The senior Democratic aide pointed out that the message was part of a strategy shift from “defending democracy” to the “hope” instilled by “patriotism.”
“Democracy survived, in many ways, thanks to an extremely conservative Republican, [former Vice President] Mike Pence,” the aide noted, saying it “gives people hope that patriotism and democracy are tethered.”
‘Policy deficits’
But the strategy will only work without proper vetting of Democrats’ policy stances, according to Republicans, with their party still shifting blame to Trump and Vance a great deal.
“Night Three mentioned Donald J. Trump 87 times,” Hughes noted in the Thursday presser. “They mentioned the word crime five times. They mention the word inflation once.”
“So instead of the major policies that America cares about, they remain fixated on running against President Trump,” he added. “Part of doing that is because they do not stand ready to run on the record of Harris and Biden.”
“Many covered for Joe Biden’s cognitive deficits,” Ramaswamy recalled. “I worry the media is now covering for Kamala Harris’ policy deficits, and Americans are left holding the bag both times over.”
Immigration and the economy have remained particularly potent lines of attack against Harris, polls show, even as veteran Republican pollsters say she is experiencing a “honeymoon” of rising support from voters.
“Right now, we’re experiencing the largest amount of human trafficking in the history of our country,” said Carlos Trujillo, the Ambassador to the Organization of American States under Trump, citing a recent Department of Homeland Security inspector general’s report that revealed nearly 300,000 migrant children were unaccounted for in America.
“Shame on Kamala Harris for that,” Ramaswamy also said of the report’s findings, before laying into her over the deaths of US citizens to criminal migrants. “Shame on her for her failed leadership of the country, and shame on her for permitting the deaths of Americans at the hands of these illegal immigrants: Laken Riley, Rachel Morin, Kayla Hamilton, Brenda Aultman.”
“Kamala Harris did not offer an economic policy until earlier this week when she came out with her Nobel Prize winning suggestion of regulating … the grocery industry with price caps to prevent price gouging by giving the FTC authority to somehow go after vaguely defined price competition,” he went on.
“Those are the two issues that will and should decide this election,” Ramaswamy predicted. “We’ve offered our position on what we think needs to be done about each of those: Seal the southern border, grow the economy.”
“The real dividing line in this country is not really between historical Democrat or Republican, it’s not really even between black or white right now — it is between the managerial class … the people who are offering those false economic statistics from the three letter agencies in Washington, DC, and the everyday citizen who is left holding the bag,” he contrasted.
Republicans said that’s why the Democratic promises of “freedom” may ring hollow to the electorate.

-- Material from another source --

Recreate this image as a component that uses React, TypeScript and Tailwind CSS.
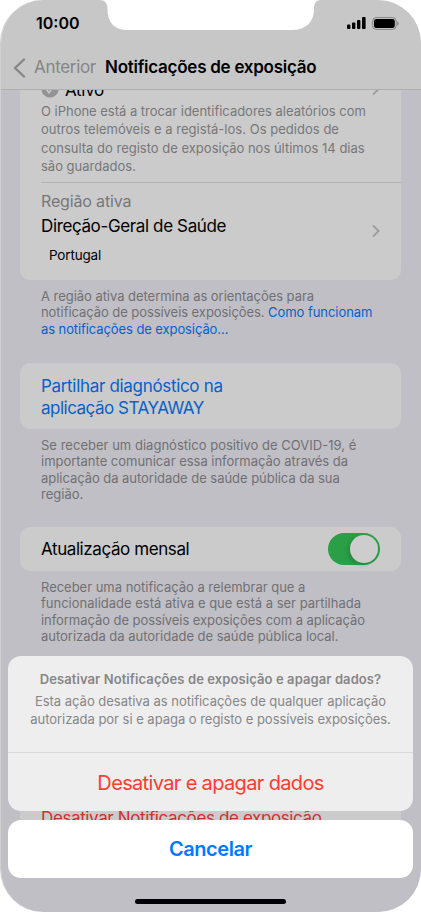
import clsx from 'clsx';

interface Line {
  text: string;
  className?: string;
}

interface LinesProps {
  lines: Line[];
  className?: string;
}

function Lines({ lines, className }: LinesProps) {
  return (
    <p className={clsx('whitespace-nowrap', className)}>
      {lines.map((line) => (
        <span key={line.text} className={clsx('block', line.className)}>
          {line.text}
        </span>
      ))}
    </p>
  );
}

function Chevron({ className }: { className?: string }) {
  return (
    <svg viewBox="0 0 8 14" className={clsx('h-3.5 w-2 shrink-0', className)} fill="none">
      <path d="M1 1.4 6.6 7 1 12.6" stroke="#9c9c9f" strokeWidth="1.8" />
    </svg>
  );
}

function StatusBar() {
  return (
    <div className="flex h-[46px] items-center justify-between pl-[35px] pr-[22px]">
      <span className="text-[16px] font-semibold leading-none">10:00</span>
      <div className="flex items-center gap-1.5">
        <svg viewBox="0 0 19 12" className="h-3 w-[19px]">
          <rect x="0" y="7.5" width="3.4" height="4.5" rx="1" />
          <rect x="5" y="5.5" width="3.4" height="6.5" rx="1" />
          <rect x="10" y="3" width="3.4" height="9" rx="1" />
          <rect x="15" y="0" width="3.6" height="12" rx="1" />
        </svg>
        <svg viewBox="0 0 27 13" className="h-[13px] w-[27px]">
          <rect x="0.6" y="0.6" width="23.6" height="11.8" rx="3.6" fill="none" stroke="#858585" strokeWidth="1" />
          <rect x="2" y="2" width="20.8" height="9" rx="2.2" />
          <path d="M25.2 4.4c1 .4 1.4 1.2 1.4 2.1s-.4 1.7-1.4 2.1z" fill="#858585" />
        </svg>
      </div>
    </div>
  );
}

function NavBar() {
  return (
    <div className="flex h-[43px] items-center whitespace-nowrap pl-3">
      <svg viewBox="0 0 13 20" className="h-5 w-[13px]" fill="none">
        <path d="M11 1.5 2 10l9 8.500" stroke="#858585" strokeWidth="2.3" strokeLinecap="round" strokeLinejoin="round" />
      </svg>
      <span className="ml-2 w-[71px] pt-px text-[17px] tracking-[-0.32px] text-[#858585]">Anterior</span>
      <span className="pt-px text-[17px] font-semibold tracking-[-0.26px]">Notificações de exposição</span>
    </div>
  );
}

function Settings() {
  return (
    <div className="flex h-[822px] flex-col overflow-hidden bg-[#c0bfc5] pl-[19px] pr-[20px]">
      <section className="h-[190px] shrink-0 rounded-b-[10px] bg-[#cbcbcb]">
        <div className="-mt-[12px] flex h-[24px] items-center pl-[21px] pr-[21px]">
          <svg viewBox="0 0 18 18" className="-mt-0.5 size-[18px]" fill="none">
            <circle cx="9" cy="9" r="8.6" fill="#929294" />
            <path d="m5.2 9.2 2.8 3.6 4.6-6.600" stroke="#cbcbcb" strokeWidth="1.5" />
          </svg>
          <span className="ml-1.5 grow pt-px text-[17px] tracking-[-0.3px]">Ativo</span>
          <Chevron className="-mt-0.5" />
        </div>
        <Lines
          className="pl-[21px] text-[13px] leading-[18.3px] text-[#777779]"
          lines={[
            { text: 'O iPhone está a trocar identificadores aleatórios com', className: 'tracking-[-0.02px]' },
            { text: 'outros telemóveis e a registá-los. Os pedidos de', className: 'tracking-[0.03px]' },
            { text: 'consulta do registo de exposição nos últimos 14 dias' },
            { text: 'são guardados.' },
          ]}
        />
        <div className="ml-[21px] mt-[7px] flex h-[98px] items-center border-t border-[#b3b3b5] pr-[21px]">
          <div className="-mt-[8px] grow whitespace-nowrap">
            <div className="text-[16px] leading-[24px] tracking-[-0.15px] text-[#777779]">Região ativa</div>
            <div className="pt-px text-[17px] leading-[25px] tracking-[-0.37px]">Direção-Geral de Saúde</div>
            <div className="mt-1 pl-2 text-[13.5px] leading-[24px] tracking-[-0.18px]">Portugal</div>
          </div>
          <Chevron className="-mt-0.5" />
        </div>
      </section>

      <div className="mt-2 h-[75px] shrink-0 whitespace-nowrap pl-[21px] text-[13px] leading-[16.4px] tracking-[-0.04px] text-[#707074]">
        <div>A região ativa determina as orientações para</div>
        <div className="tracking-[-0.06px]">
          notificação de possíveis exposições. <span className="text-[#0561cc]">Como funcionam</span>
        </div>
        <div className="tracking-[-0.09px] text-[#0561cc]">as notificações de exposição…</div>
      </div>

      <section className="flex h-[66px] shrink-0 items-center rounded-[10px] bg-[#cbcbcb]">
        <Lines
          className="pl-[21px] pt-0.5 text-[17px] leading-[22.5px] text-[#0561cc]"
          lines={[
            { text: 'Partilhar diagnóstico na', className: 'tracking-[-0.32px]' },
            { text: 'aplicação STAYAWAY', className: 'tracking-[-0.5px]' },
          ]}
        />
      </section>

      <Lines
        className="mt-2 h-[90px] shrink-0 pl-[21px] text-[13px] leading-[16.4px] text-[#707074]"
        lines={[
          { text: 'Se receber um diagnóstico positivo de COVID-19, é', className: 'tracking-[0.02px]' },
          { text: 'importante comunicar essa informação através da', className: 'tracking-[-0.02px]' },
          { text: 'aplicação da autoridade de saúde pública da sua', className: 'tracking-[-0.04px]' },
          { text: 'região.' },
        ]}
      />

      <section className="flex h-[44px] shrink-0 items-center justify-between rounded-[10px] bg-[#cbcbcb] pl-[21px] pr-[21px]">
        <span className="pt-0.5 text-[17px] tracking-[-0.41px]">Atualização mensal</span>
        <div className="flex h-8 w-[52px] items-center justify-end rounded-full bg-[#2a9f47] pr-0.5">
          <div className="size-7 rounded-full bg-[#cdcdcd] shadow-[-2px_2px_4px_rgba(0,0,0,0.15)]" />
        </div>
      </section>

      <Lines
        className="mt-2 h-[75px] shrink-0 pl-[21px] text-[13px] leading-[16.3px] text-[#707074]"
        lines={[
          { text: 'Receber uma notificação a relembrar que a', className: 'tracking-[-0.02px]' },
          { text: 'funcionalidade está ativa e que está a ser partilhada' },
          { text: 'informação de possíveis exposições com a aplicação', className: 'tracking-[-0.06px]' },
          { text: 'autorizada da autoridade de saúde pública local.', className: 'tracking-[-0.02px]' },
        ]}
      />

      <section className="mt-[142px] flex h-[44px] shrink-0 items-center rounded-[10px] bg-[#cbcbcb] pl-[21px]">
        <span className="whitespace-nowrap pt-px text-[17px] tracking-[-0.38px] text-[#c9332b]">
          Desativar Notificações de exposição
        </span>
      </section>
    </div>
  );
}

function ActionSheet() {
  return (
    <div className="absolute inset-x-0 bottom-0 flex h-[256px] flex-col pl-[7px] pr-2 text-center">
      <div className="h-[155px] shrink-0 rounded-[13px] bg-[#eeeeee]">
        <div className="h-[97px] whitespace-nowrap border-b border-[#dadadb] pt-[13px] text-[13px] text-[#868688]">
          <div className="font-semibold leading-5 tracking-[0.09px]">
            Desativar Notificações de exposição e apagar dados?
          </div>
          <Lines
            className="mt-[3px] leading-[18.3px] tracking-[-0.03px]"
            lines={[
              { text: 'Esta ação desativa as notificações de qualquer aplicação', className: 'tracking-[-0.01px]' },
              { text: 'autorizada por si e apaga o registo e possíveis exposições.' },
            ]}
          />
        </div>
        <button className="block h-[58px] w-full pt-px text-[20px] tracking-[-0.65px] text-[#ff3b30]">
          Desativar e apagar dados
        </button>
      </div>
      <button className="mt-[8.5px] h-[58px] shrink-0 rounded-[13px] bg-white text-[20px] font-semibold tracking-[-0.42px] text-[#007aff]">
        Cancelar
      </button>
      <div className="mx-auto mt-[21px] h-[5px] w-[151px] rounded-full bg-black" />
    </div>
  );
}

export default function App() {
  return (
    <div className="h-[912px] w-[421px] overflow-hidden bg-white font-['Inter',sans-serif] text-black">
      <div className="relative h-full overflow-hidden rounded-[43px] border-l border-[#d0d0d3]">
        <header className="h-[90px] border-b border-[#afafb1] bg-[#c7c7c7]">
          <StatusBar />
          <NavBar />
        </header>
        <Settings />
        <svg viewBox="0 0 222 31" className="absolute left-[98px] top-0 h-[31px] w-[222px]">
          <path d="M0 0C6 0 8.500 3 8.500 9C8.500 22 15 30 28 30H193C207 30 215 22 215 9C215 3 217 0 222 0Z" fill="#fff" />
        </svg>
        <ActionSheet />
      </div>
    </div>
  );
}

“Tim Walz’s slogan. What does he say? ‘Mind your own damn business,’” Ramaswamy added. “Actually, gotta admit, I kinda like that. I think it’s a message that we espouse ourselves.”
“When it comes to entering your house and taking your gas stove, mind your own damn business; when it comes to letting millions of illegals into this country to commit crimes … we tell them, mind your own damn business; when it comes to actually indoctrinating our children in this country, telling small businesses who they can or cannot hire with the CFPB or the Department of Labor, tracking your gender or race or sexual orientation statistics of your business, mind your own damn business,” he rattled off.
“That is our message to the American people,” Ramaswamy countered. “You know what he said — they’re all words. We’re about action.”
So too is the talk of national unity, according to the onetime-presidential-candidate-turned-Trump-flack.
“Joe Biden claimed to want to unite the country. He failed to do it. Kamala Harris was right there at his side,” Ramaswamy said.
“She owns that national division at her feet,” he concluded. “But if you want a president who’s actually going to unite the country, not through some fake verbiage, not through words, but through action, and I think Donald Trump is going to be the man for the job.”